I'm in the market for a 15 MBP Retina and i was wondering what the display depends on. To be more precise: 8gb of RAM should be enough for me (graphics designer for web and print, no sound or video editing)… Would 16gb of RAM help the display in any way or does more RAM only matter for editing files and stuff. Does the Retina display only depend on processor and graphicscard speed?

No..

And you can easily run 2 display's off a normal Macbook Pro or normal iMac with 8GB RAM. It's not a hardware issue. With 2 displays connected to an iMac (while still running the iMac display). Everything is smooth. So the "small" amount of pixels on the rMBP is not the reason why it lags.
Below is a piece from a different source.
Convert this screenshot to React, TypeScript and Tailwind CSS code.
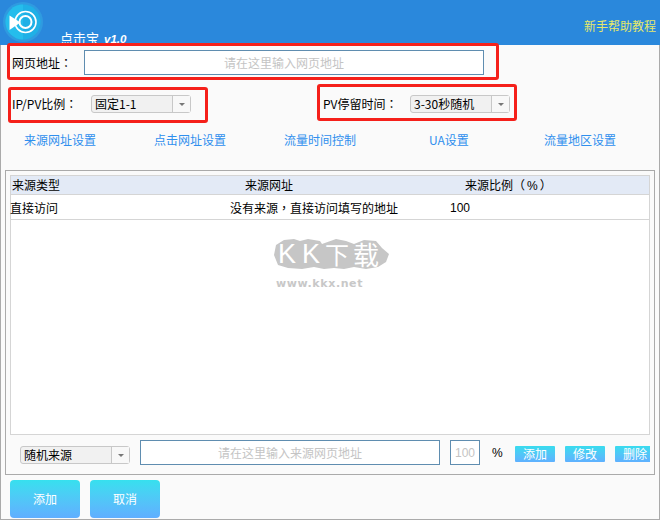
import React from 'react';

const FONT = "font-['Noto_Sans_CJK_SC','Liberation_Sans',sans-serif]";

function Logo() {
    return (
        <svg width="42" height="42" viewBox="0 0 42 42" className="shrink-0">
            <circle cx="21" cy="21" r="20" fill="#2f9be0" />
            <circle cx="21" cy="21" r="17.5" fill="#1fb0e6" />
            <path d="M21 3.5 A17.5 17.5 0 0 0 21 38.5 Z" fill="#25bdec" />
            <circle cx="23.5" cy="21" r="10.5" fill="none" stroke="#ffffff" strokeWidth="1.6" />
            <circle cx="23.5" cy="21" r="6" fill="none" stroke="#ffffff" strokeWidth="2" />
            <path d="M7.5 14.5 L18.5 21.5 L7.5 29 Z" fill="#ffffff" />
        </svg>
    );
}

// the reference centres its full width colon in the cell, the TC face does too
function Colon() {
    return <span className="font-['Noto_Sans_CJK_TC',sans-serif]">：</span>;
}

function Select({ value, className }: { value: string; className: string }) {
    return (
        <div className={`flex h-[18px] shrink-0 items-stretch rounded-[3px] border border-[#c8c8c8] bg-[#f1f1f1] text-[12px] leading-[16px] text-black ${className}`}>
            <span className="flex-1 overflow-hidden whitespace-nowrap pl-[3px]">{value}</span>
            <span className="flex w-[18px] items-center justify-center border-l border-[#c8c8c8] bg-[#f8f8f8]">
                <span className="h-0 w-0 border-x-[3px] border-t-[3px] border-x-transparent border-t-[#777777]" />
            </span>
        </div>
    );
}

function SmallButton({ children }: { children: React.ReactNode }) {
    return (
        <button className="h-4 w-10 shrink-0 rounded-[1px] bg-gradient-to-b from-[#38dcee] to-[#5fb0ff] text-[12px] leading-4 text-white">
            {children}
        </button>
    );
}

function BigButton({ children }: { children: React.ReactNode }) {
    return (
        <button className="h-[38px] w-[70px] rounded-[4px] bg-gradient-to-b from-[#36e0ee] to-[#60aeff] text-[12px] text-white">
            {children}
        </button>
    );
}

function Watermark() {
    return (
        <div className="pointer-events-none absolute left-[274px] top-[238px] flex w-[118px] flex-col items-start">
            <div className="relative h-[32px] w-[116px]">
                <svg width="116" height="32" viewBox="0 0 116 32" className="absolute inset-0">
                    <path d="M2 7 L10 2 L20 1 L26 3 L34 1 L46 3 L48 6 L62 1 L72 3 L80 6 L90 2 L102 3 L108 10 L115 16 L112 24 L104 29 L92 31 L80 29 L70 31 L60 30 L50 31 L40 29 L28 31 L14 30 L4 27 L0 17 Z" fill="#c6c6c6" />
                </svg>
                <div className="absolute inset-0 flex items-center text-[24px] font-normal leading-[32px] text-white">
                    <span className="ml-[4px] w-[24px] font-['Liberation_Sans',sans-serif] text-[27px]">K</span>
                    <span className="w-[23px] font-['Liberation_Sans',sans-serif] text-[27px]">K</span>
                    <span className="w-[28px]">下</span>
                    <span className="text-[26px]">载</span>
                </div>
            </div>
            <div className="ml-[2px] mt-[8px] whitespace-nowrap font-['DejaVu_Sans',sans-serif] text-[11px] font-bold leading-[12px] tracking-[0.6px] text-[#c8c8c8]">www.kkx.net</div>
        </div>
    );
}

export default function App() {
    return (
        <div className={`relative flex h-[520px] w-[660px] flex-col overflow-hidden bg-[#fafafa] text-[12px] text-black ${FONT}`}>
            <header className="flex h-[45px] shrink-0 justify-between overflow-hidden bg-[#2a88dc] pl-[2px] pr-[4px] pt-[1px]">
                <div className="flex">
                    <Logo />
                    <div className="ml-[16px] mt-[28px] flex h-[18px] items-baseline whitespace-nowrap text-[13px] leading-[18px] text-white">
                        <span>点击宝</span>
                        <span className="ml-[5px] font-['Liberation_Sans',sans-serif] text-[11.5px] font-bold italic">v1.0</span>
                    </div>
                </div>
                <a className="mt-[16px] text-[12px] leading-[18px] text-[#e6e86a]">新手帮助教程</a>
            </header>

            <main className="flex min-h-0 flex-1 flex-col border-x border-b border-[#aaaaaa]">
                <div className="flex h-[30px] shrink-0 items-center pl-[11px] pt-[5px]">
                    <span className="w-[72px] leading-4">网页地址<Colon /></span>
                    <input
                        className="h-[25px] w-[400px] border border-[#5f8db0] bg-white text-center text-[12px] outline-none placeholder:text-[#c4c4c4]"
                        placeholder="请在这里输入网页地址"
                    />
                </div>

                <div className="mt-[20px] flex h-[18px] shrink-0 items-center pl-[11px]">
                    <span className="w-[79px] whitespace-nowrap">IP/PV比例<Colon /></span>
                    <Select value="固定1-1" className="w-[100px]" />
                    <span className="ml-[132px] w-[87px] whitespace-nowrap">PV停留时间<Colon /></span>
                    <Select value="3-30秒随机" className="w-[100px]" />
                </div>

                <nav className="mt-[18px] flex h-[18px] shrink-0 pl-[23px] text-[12px] leading-[18px] text-[#2f8fee]">
                    <a className="w-[130px]">来源网址设置</a>
                    <a className="w-[130px]">点击网址设置</a>
                    <a className="w-[145px]">流量时间控制</a>
                    <a className="w-[115px]">UA设置</a>
                    <a>流量地区设置</a>
                </nav>

                <section className="mx-[4px] mt-[21px] flex h-[305px] shrink-0 flex-col border border-[#aaaaaa] px-[4px] pt-[4px]">
                    <div className="flex min-h-0 flex-1 flex-col border border-[#d5d5d5] bg-white">
                        <div className="flex h-[19px] shrink-0 items-center border-b border-[#d5d5d5] bg-[#e3eaf6] leading-[18px]">
                            <span className="ml-[1px] w-[233px]">来源类型</span>
                            <span className="w-[220px]">来源网址</span>
                            <span className="whitespace-nowrap">来源比例<span className="font-['Noto_Sans_CJK_TC',sans-serif]">（</span><span className="px-[2px] font-['Liberation_Sans',sans-serif]">%</span>）</span>
                        </div>
                        <div className="flex h-[25px] shrink-0 items-center border-b border-[#d5d5d5] pt-[1px] leading-[18px]">
                            <span className="ml-[-1px] w-[220px]">直接访问</span>
                            <span className="w-[220px] whitespace-nowrap">没有来源<span className="font-['Noto_Sans_CJK_TC',sans-serif]">，</span>直接访问填写的地址</span>
                            <span className="font-['Liberation_Sans',sans-serif]">100</span>
                        </div>
                    </div>
                    <div className="flex h-[39px] shrink-0 items-start overflow-hidden pl-[10px]">
                        <Select value="随机来源" className="mt-[11px] w-[110px]" />
                        <input
                            className="ml-[10px] mt-[5px] h-[25px] w-[300px] shrink-0 border border-[#5f8db0] bg-white text-center text-[12px] outline-none placeholder:text-[#c4c4c4]"
                            placeholder="请在这里输入来源网页地址"
                        />
                        <input
                            className="ml-[10px] mt-[5px] h-[25px] w-[30px] shrink-0 border border-[#5f8db0] bg-white text-center font-['Liberation_Sans',sans-serif] text-[12px] outline-none placeholder:text-[#c4c4c4]"
                            placeholder="100"
                        />
                        <span className="ml-[12px] mt-[6px] w-[23px] shrink-0 font-['Liberation_Sans',sans-serif] text-[12px] leading-[25px]">%</span>
                        <div className="mt-[11px] flex shrink-0 gap-[10px]">
                            <SmallButton>添加</SmallButton>
                            <SmallButton>修改</SmallButton>
                            <SmallButton>删除</SmallButton>
                        </div>
                    </div>
                </section>

                <div className="ml-[9px] mt-[5px] flex gap-[10px]">
                    <BigButton>添加</BigButton>
                    <BigButton>取消</BigButton>
                </div>
            </main>

            <Watermark />

            {/* red annotation boxes drawn over the screenshot */}
            <div className="pointer-events-none absolute left-[7px] top-[43px] h-[37px] w-[492px] rounded-[3px] border-[3px] border-[#f5201a]" />
            <div className="pointer-events-none absolute left-[8px] top-[87px] h-[36px] w-[200px] rounded-[3px] border-[3px] border-[#f5201a]" />
            <div className="pointer-events-none absolute left-[317px] top-[84px] h-[37px] w-[200px] rounded-[3px] border-[3px] border-[#f5201a]" />
        </div>
    );
}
It's some software issue (that Apple will hopefully get fixed soon).
 
I'm starting to think it's not a software issue.. it's a massive resolution for a HD4000, maybe it's just not ready to handle these resolutions yet..

i like my retina, but i'm over the fase of waiting for a software update.


But what do i know.. just seems like the obvious excuse people tell themselves to justify their expensive mac, the MBPR has been out for a long time now.. after first week people said "yeah it's an easy software fix.. it'll probably come next week or so"..

i'll be awaiting my insults.
 
"Lagginess" (for example in web browser scrolling) is due to software issues. Rendering in HiDPI mode is very dependent on single-threaded-CPU performance, not GPU.

Read Anandtech's analysis here:

http://www.anandtech.com/show/6495/...erformance-on-macbook-pro-with-retina-display

The good news is that such issues can be fixed with software. The current version of Safari doesn't exhibit any lag issues that I can see, although the current webkit build is still even smoother.

The HD4000 is more than capable of driving a retina display for general use, although not if you want to run the latest games at native panel resolution.